The second requirement for applying res judicata is satisfied because the plaintiffs' complaints in the state and federal suits rely on the same operative facts. In both complaints, the operative facts regard the Village's implementation of the TIF District, and the economic harm that Arlin-Golf and its principals experienced due to the Village's and its agents' conduct that interfered with Arlin-Golf's ability to profit from the Center. The state-court complaint included a claim for constructive taking under a provision in Illinois's constitution that prohibits taking or damaging private property "for public use without just compensation," Ill. Const. art.

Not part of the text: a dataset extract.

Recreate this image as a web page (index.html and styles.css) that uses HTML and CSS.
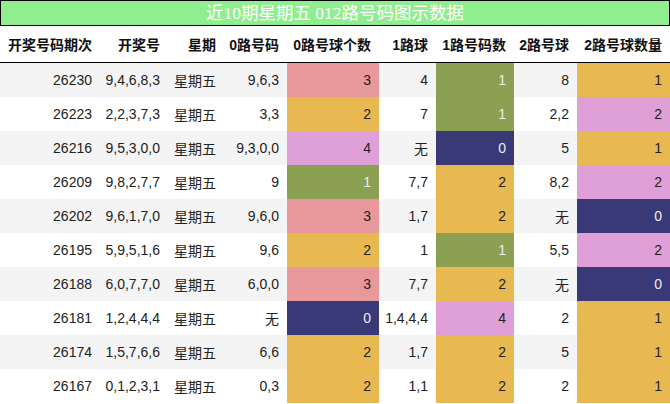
FILE: index.html
```html
<!DOCTYPE html>
<html>
<head>
<meta charset="utf-8">
<link rel="stylesheet" href="styles.css">
</head>
<body>
<div class="title">近10期星期五 012路号码图示数据</div>
<table class="data">
<colgroup>
<col class="w1"><col class="w2"><col class="w3"><col class="w4"><col class="w5"><col class="w6"><col class="w7"><col class="w8"><col class="w9">
</colgroup>
<thead>
<tr><th>开奖号码期次</th><th>开奖号</th><th>星期</th><th>0路号码</th><th>0路号球个数</th><th>1路球</th><th>1路号码数</th><th>2路号球</th><th>2路号球数量</th></tr>
</thead>
<tbody>
<tr><td>26230</td><td>9,4,6,8,3</td><td>星期五</td><td>9,6,3</td><td class="pink">3</td><td>4</td><td class="olive">1</td><td>8</td><td class="gold">1</td></tr>
<tr><td>26223</td><td>2,2,3,7,3</td><td>星期五</td><td>3,3</td><td class="gold">2</td><td>7</td><td class="olive">1</td><td>2,2</td><td class="lav">2</td></tr>
<tr><td>26216</td><td>9,5,3,0,0</td><td>星期五</td><td>9,3,0,0</td><td class="lav">4</td><td>无</td><td class="navy">0</td><td>5</td><td class="gold">1</td></tr>
<tr><td>26209</td><td>9,8,2,7,7</td><td>星期五</td><td>9</td><td class="olive">1</td><td>7,7</td><td class="gold">2</td><td>8,2</td><td class="lav">2</td></tr>
<tr><td>26202</td><td>9,6,1,7,0</td><td>星期五</td><td>9,6,0</td><td class="pink">3</td><td>1,7</td><td class="gold">2</td><td>无</td><td class="navy">0</td></tr>
<tr><td>26195</td><td>5,9,5,1,6</td><td>星期五</td><td>9,6</td><td class="gold">2</td><td>1</td><td class="olive">1</td><td>5,5</td><td class="lav">2</td></tr>
<tr><td>26188</td><td>6,0,7,7,0</td><td>星期五</td><td>6,0,0</td><td class="pink">3</td><td>7,7</td><td class="gold">2</td><td>无</td><td class="navy">0</td></tr>
<tr><td>26181</td><td>1,2,4,4,4</td><td>星期五</td><td>无</td><td class="navy">0</td><td>1,4,4,4</td><td class="lav">4</td><td>2</td><td class="gold">1</td></tr>
<tr><td>26174</td><td>1,5,7,6,6</td><td>星期五</td><td>6,6</td><td class="gold">2</td><td>1,7</td><td class="gold">2</td><td>5</td><td class="gold">1</td></tr>
<tr><td>26167</td><td>0,1,2,3,1</td><td>星期五</td><td>0,3</td><td class="gold">2</td><td>1,1</td><td class="gold">2</td><td>2</td><td class="gold">1</td></tr>
</tbody>
</table>
</body>
</html>
```
FILE: styles.css
```css
html, body {
  margin: 0;
  padding: 0;
  background: #fff;
}
body {
  width: 670px;
  font-family: "Liberation Sans", "Noto Sans CJK SC", sans-serif;
  color: #222;
}
.title {
  box-sizing: border-box;
  height: 26px;
  border: 1px solid #000;
  background: #90ee90;
  color: #fff;
  font-family: "Liberation Serif", "Noto Sans CJK SC", serif;
  font-size: 17.5px;
  line-height: 24px;
  text-align: center;
}
.data {
  width: 670px;
  table-layout: fixed;
  border-collapse: collapse;
  font-size: 14px;
}
.w1 { width: 100px; }
.w2 { width: 68px; }
.w3 { width: 56px; }
.w4 { width: 63px; }
.w5 { width: 92px; }
.w6 { width: 57px; }
.w7 { width: 78px; }
.w8 { width: 63px; }
.w9 { width: 93px; }
.data th {
  height: 36px;
  padding: 0 8px 0 0;
  text-align: right;
  font-weight: bold;
  border-bottom: 1px solid #000;
  white-space: nowrap;
  color: #111;
}
.data th:first-child {
  padding-left: 8px;
}
.data td {
  height: 34px;
  padding: 0 8px 0 0;
  text-align: right;
  white-space: nowrap;
}
.data tbody tr:nth-child(odd) {
  background: #f4f4f4;
}
.data td.pink { background: #e8979b; }
.data td.gold { background: #e8b951; }
.data td.olive { background: #8ba052; color: #eee; }
.data td.navy { background: #393977; color: #eee; }
.data td.lav { background: #dfa0d7; }
```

I, § 15, which was based on an assertion that the Village's and its agents' conduct discouraged tenants from leasing the property and economically harmed Arlin-Golf. The federal-court complaint seeks recovery based on additional theories not mentioned in the state-court complaint, but res judicata is nonetheless appropriate because, as explained above, both complaints rely on the same operative facts. Further, Illinois courts consider the facts "as they exist at the time of judgment [to] determine whether res judicata bars a subsequent action." Altair Corp., 742 N.E.2d at 355. The state suit was dismissed on September 18, 2008, and the federal suit was filed on March 27, 2009. The plaintiffs do not allege that any significant additional facts occurred between those two dates, of course other than the execution of the agreement to sell the Center. But the plaintiffs' complaint relies on the defendants' actions that resulted in the agreement, not the execution of the agreement itself. The second requirement for applying res judicata is satisfied.

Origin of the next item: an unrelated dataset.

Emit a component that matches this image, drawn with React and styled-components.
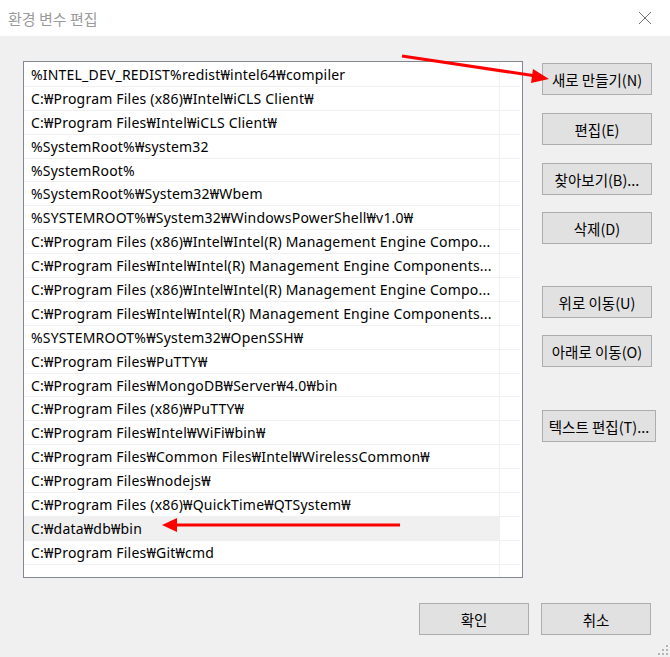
import React from 'react';
import styled, { createGlobalStyle } from 'styled-components';

/*
* 환경 변수 편집 대화상자
 */
const paths = [
  '%INTEL_DEV_REDIST%redist₩intel64₩compiler',
  'C:₩Program Files (x86)₩Intel₩iCLS Client₩',
  'C:₩Program Files₩Intel₩iCLS Client₩',
  '%SystemRoot%₩system32',
  '%SystemRoot%',
  '%SystemRoot%₩System32₩Wbem',
  '%SYSTEMROOT%₩System32₩WindowsPowerShell₩v1.0₩',
  'C:₩Program Files (x86)₩Intel₩Intel(R) Management Engine Compo...',
  'C:₩Program Files₩Intel₩Intel(R) Management Engine Components...',
  'C:₩Program Files (x86)₩Intel₩Intel(R) Management Engine Compo...',
  'C:₩Program Files₩Intel₩Intel(R) Management Engine Components...',
  '%SYSTEMROOT%₩System32₩OpenSSH₩',
  'C:₩Program Files₩PuTTY₩',
  'C:₩Program Files₩MongoDB₩Server₩4.0₩bin',
  'C:₩Program Files (x86)₩PuTTY₩',
  'C:₩Program Files₩Intel₩WiFi₩bin₩',
  'C:₩Program Files₩Common Files₩Intel₩WirelessCommon₩',
  'C:₩Program Files₩nodejs₩',
  'C:₩Program Files (x86)₩QuickTime₩QTSystem₩',
  'C:₩data₩db₩bin',
  'C:₩Program Files₩Git₩cmd',
  '',
];

const sideButtons = [
  { label: '새로 만들기(N)', gap: 2 },
  { label: '편집(E)', gap: 18 },
  { label: '찾아보기(B)...', gap: 18 },
  { label: '삭제(D)', gap: 17 },
  { label: '위로 이동(U)', gap: 42 },
  { label: '아래로 이동(O)', gap: 17 },
  { label: '텍스트 편집(T)...', gap: 43, wide: true },
];

const App = () => {
  return (
    <>
      <GlobalStyle />
      <Window>
        <TitleBar>
          <Title>환경 변수 편집</Title>
          <CloseIcon width="14" height="14" viewBox="0 0 14 14">
            <path d="M1 1 L13 13 M13 1 L1 13" stroke="#6f6f6f" strokeWidth="1" fill="none" />
          </CloseIcon>
        </TitleBar>
        <Body>
          <Main>
            <PathList>
              {paths.map((p, i) => (
                <Row key={i}>
                  <Cell $selected={i === 19}>{p}</Cell>
                  <Spare />
                </Row>
              ))}
            </PathList>
            <SideColumn>
              {sideButtons.map((b) => (
                <DialogButton key={b.label} $gap={b.gap} $wide={b.wide}>
                  {b.label}
                </DialogButton>
              ))}
            </SideColumn>
          </Main>
          <Footer>
            <DialogButton>확인</DialogButton>
            <DialogButton>취소</DialogButton>
          </Footer>
          <Grip width="12" height="12" viewBox="0 0 12 12">
            <rect x="9" y="1" width="2" height="2" fill="#b5b5b5" />
            <rect x="5" y="5" width="2" height="2" fill="#b5b5b5" />
            <rect x="9" y="5" width="2" height="2" fill="#b5b5b5" />
            <rect x="1" y="9" width="2" height="2" fill="#b5b5b5" />
            <rect x="5" y="9" width="2" height="2" fill="#b5b5b5" />
            <rect x="9" y="9" width="2" height="2" fill="#b5b5b5" />
          </Grip>
        </Body>
        <Arrows width="670" height="657" viewBox="0 0 670 657">
          <line x1="402" y1="56" x2="536" y2="76" stroke="#ff0000" strokeWidth="3" />
          <polygon points="549,79 533,69 531,83" fill="#ff0000" />
          <line x1="400" y1="525" x2="175" y2="525" stroke="#ff0000" strokeWidth="3" />
          <polygon points="162,525 177,518 177,532" fill="#ff0000" />
        </Arrows>
      </Window>
    </>
  );
};

/*
* styled-components 코드
 */
const GlobalStyle = createGlobalStyle`
  html, body {
    margin: 0;
    padding: 0;
    background: #f0f0f0;
  }
  body {
    font-family: "Noto Sans", "Noto Sans CJK KR", sans-serif;
  }
`;

const Window = styled.div`
  position: relative;
  width: 670px;
  height: 657px;
  display: flex;
  flex-direction: column;
  background: #f0f0f0;
  overflow: hidden;
`;

const TitleBar = styled.div`
  height: 36px;
  background: #ffffff;
  display: flex;
  align-items: center;
  justify-content: space-between;
  padding: 0 18px 0 8px;
  box-sizing: border-box;
`;

const Title = styled.div`
  font-family: "Noto Sans CJK KR", sans-serif;
  font-size: 15px;
  color: #9a9a9a;
`;

const CloseIcon = styled.svg`
  display: block;
`;

const Body = styled.div`
  position: relative;
  flex: 1;
  display: flex;
  flex-direction: column;
  padding: 25px 0 0 23px;
  box-sizing: border-box;
`;

const Main = styled.div`
  display: flex;
  align-items: flex-start;
`;

const PathList = styled.div`
  width: 500px;
  height: 517px;
  box-sizing: border-box;
  border: 1px solid #828790;
  background: #ffffff;
  padding-top: 1px;
  overflow: hidden;
`;

const Row = styled.div`
  display: flex;
  height: 23.9px;
  box-sizing: border-box;
  border-bottom: 1px solid #f0f0f0;
  margin-right: 2px;
`;

const Cell = styled.div`
  width: 476px;
  box-sizing: border-box;
  padding: 0 4px 0 7px;
  border-right: 1px solid #f0f0f0;
  background: ${(p) => (p.$selected ? '#f0f0f0' : 'transparent')};
  font-size: 14px;
  letter-spacing: 0.2px;
  line-height: 23px;
  color: #000000;
  white-space: nowrap;
  overflow: hidden;
  text-overflow: clip;
`;

const Spare = styled.div`
  flex: 1;
`;

const SideColumn = styled.div`
  display: flex;
  flex-direction: column;
  align-items: flex-start;
  margin-left: 19px;
`;

const DialogButton = styled.button`
  width: ${(p) => (p.$wide ? '114px' : '110px')};
  height: 32px;
  margin-top: ${(p) => (p.$gap ? `${p.$gap}px` : '0')};
  padding: 0;
  box-sizing: border-box;
  background: #e1e1e1;
  border: 1px solid #adadad;
  border-radius: 0;
  font-family: "Noto Sans CJK KR", sans-serif;
  font-size: 14.5px;
  color: #000000;
  white-space: nowrap;
`;

const Footer = styled.div`
  display: flex;
  justify-content: flex-end;
  gap: 12px;
  margin-top: 25px;
  padding-right: 19px;
`;

const Grip = styled.svg`
  position: absolute;
  right: 1px;
  bottom: 1px;
`;

const Arrows = styled.svg`
  position: absolute;
  left: 0;
  top: 0;
  pointer-events: none;
`;

export default App;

Next, the plaintiffs argue that applying res judicata would be unfair under the circumstances of this case. But they cited no relevant legal authority to the district court to support the proposition that the district court should not have applied res judicata due to the alleged unfairness in this case, and they cite no such authority on appeal. Thus, the argument is waived. See Weems v. Potter, 68 Fed.Appx. 734, 736 (7th Cir. 2003) (failure to cite relevant legal authority on appeal waives the argument); Rickard v. Sternes, 44 Fed.Appx. 738, 739-40 (7th Cir. 2002) (failure to adequately raise an argument before the district court waives the argument on appeal).

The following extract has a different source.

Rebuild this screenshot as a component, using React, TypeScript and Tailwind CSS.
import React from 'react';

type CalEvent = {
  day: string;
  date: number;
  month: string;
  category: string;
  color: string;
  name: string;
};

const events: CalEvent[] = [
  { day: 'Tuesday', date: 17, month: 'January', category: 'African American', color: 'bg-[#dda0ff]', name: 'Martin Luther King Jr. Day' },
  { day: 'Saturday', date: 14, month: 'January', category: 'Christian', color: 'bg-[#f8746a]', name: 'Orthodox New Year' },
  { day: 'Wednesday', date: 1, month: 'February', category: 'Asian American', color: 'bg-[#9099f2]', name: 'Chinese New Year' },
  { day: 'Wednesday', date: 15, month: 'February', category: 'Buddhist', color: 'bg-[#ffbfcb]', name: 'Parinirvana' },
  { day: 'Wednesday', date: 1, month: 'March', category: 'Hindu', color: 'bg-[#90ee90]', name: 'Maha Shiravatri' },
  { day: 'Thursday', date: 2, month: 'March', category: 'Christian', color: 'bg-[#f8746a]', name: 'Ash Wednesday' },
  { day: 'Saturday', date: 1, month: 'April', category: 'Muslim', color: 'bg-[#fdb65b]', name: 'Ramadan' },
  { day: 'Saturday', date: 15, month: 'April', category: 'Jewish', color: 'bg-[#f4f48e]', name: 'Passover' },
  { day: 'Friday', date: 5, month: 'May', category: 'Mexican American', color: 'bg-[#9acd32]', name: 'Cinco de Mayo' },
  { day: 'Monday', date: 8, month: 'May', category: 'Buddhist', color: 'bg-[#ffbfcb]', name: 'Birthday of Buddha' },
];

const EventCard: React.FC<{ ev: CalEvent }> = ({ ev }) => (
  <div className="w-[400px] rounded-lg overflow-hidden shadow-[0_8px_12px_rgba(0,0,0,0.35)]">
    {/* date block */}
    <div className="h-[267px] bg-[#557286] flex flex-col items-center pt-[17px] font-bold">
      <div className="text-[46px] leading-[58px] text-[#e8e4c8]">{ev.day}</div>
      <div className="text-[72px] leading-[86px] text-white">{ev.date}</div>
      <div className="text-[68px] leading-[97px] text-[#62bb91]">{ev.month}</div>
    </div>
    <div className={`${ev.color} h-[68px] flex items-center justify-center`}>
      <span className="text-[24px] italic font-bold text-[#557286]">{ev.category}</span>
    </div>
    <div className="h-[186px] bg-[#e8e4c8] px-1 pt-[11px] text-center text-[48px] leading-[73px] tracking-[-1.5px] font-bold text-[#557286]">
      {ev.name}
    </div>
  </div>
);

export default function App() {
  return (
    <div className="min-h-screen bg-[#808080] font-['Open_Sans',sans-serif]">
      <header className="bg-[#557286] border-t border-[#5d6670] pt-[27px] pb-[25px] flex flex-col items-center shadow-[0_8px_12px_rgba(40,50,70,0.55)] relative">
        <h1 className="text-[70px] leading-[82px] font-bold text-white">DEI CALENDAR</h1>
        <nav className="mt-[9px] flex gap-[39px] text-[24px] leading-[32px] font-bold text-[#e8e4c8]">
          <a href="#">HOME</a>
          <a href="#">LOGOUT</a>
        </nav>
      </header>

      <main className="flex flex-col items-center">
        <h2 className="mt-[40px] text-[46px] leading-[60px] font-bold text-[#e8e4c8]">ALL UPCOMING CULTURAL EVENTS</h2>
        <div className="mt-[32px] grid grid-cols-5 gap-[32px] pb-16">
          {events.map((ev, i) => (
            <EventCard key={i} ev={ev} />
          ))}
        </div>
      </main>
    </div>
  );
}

Third, the plaintiffs argue that the settlement agreement should not be enforced because of the alleged circumstances under which it was procured. Again, however, they cited no authority to the district court indicating that the settlement agreement is void under Illinois law, which would negate the finality requirement for applying res judicata. Instead, the case law they cited below and on appeal demonstrates that the agreement is merely voidable, not void. See, e.g., Laemmar v. J. Walter Thompson Co., 435 F.2d 680, 682 (7th Cir. 1970). Accordingly, any argument that the settlement agreement was improperly procured is either unhelpful to the plaintiffs' case or waived. See Weems, 68 Fed.Appx. at 736; Rickard, 44 Fed.Appx. at 739-40.
Fourth, the district court did not commit reversible error by dismissing the plaintiffs' complaint without prejudice and, thus, without leave to amend. The general rule is to freely permit plaintiffs to amend their complaint "once as a matter of course." FED. R. CIV. P. 15(a); see Foster v. DeLuca, 545 F.3d 582, 583-84 (7th Cir. 2008). But " 'the right to amend as a matter of course is not absolute,' and a district court may deny a motion to amend 'if the proposed amendment fails to cure the deficiencies in the original pleading, or could not survive a second motion to dismiss.' " Foster, 545 F.3d at 584 (quoting Crestview Vill. Apartments v. U.S. Dep't of Housing & Urban Dev., 383 F.3d 552, 558 (7th Cir. 2004)); see also Airborne Beepers & Video, Inc. v. AT & T Mobility LLC, 499 F.3d 663, 666 (7th Cir. 2007) ("Reasons for finding that leave should not be granted include 'undue delay, bad faith or dilatory motive on the part of the movant, repeated failure to cure deficiencies by amendments previously allowed, undue prejudice to the opposing party by virtue of allowance of the amendment, [and] futility of amendment.' " (emphasis removed) (quoting Foman v. Davis, 371 U.S. 178, 182 (1962)). After reviewing the record below and the allegations on appeal, we have no reason to believe that an amendment would not be futile in this case. Further, the plaintiffs did not attach a proposed amended complaint to their motion for reconsideration, which "may indicate a lack of diligence and good faith." Otto v. Variable Annuity Life Ins. Co., 814 F.2d 1127, 1139 (7th Cir. 1986). Notably, to the extent that the district court's order constituted error due to its brevity, that error was harmless. See FED. R. CIV. P. 61.
The plaintiffs also mention that we do not afford full faith a credit to a judgment when a party was denied a full and fair opportunity to litigate. See, e.g., Kremer v. Chem. Constr. Corp., 456 U.S. 461, 480-85(1982); Hicks, 479 F.3d at 471. Again, the plaintiffs fail to point out any relevant authority on appeal indicating that the circumstances surrounding the settlement agreement in this case denied them a full and fair opportunity to litigate their claims, and we find none. Accordingly, any argument that this exception applies is meritless or waived.
Finally, the plaintiffs state without explanation that the defendants are improperly using res judicataas a sword and not a shield. See Fed. Signal Corp. v. SLC Techs., Inc., 743 N.E.2d 1066, 1077-78 (Ill. App. Ct. 2001). To the contrary, however, the defendants are using res judicata to shield them from repetitive litigation, not as a sword.
For the foregoing reasons, we AFFIRM the judgment of the district court.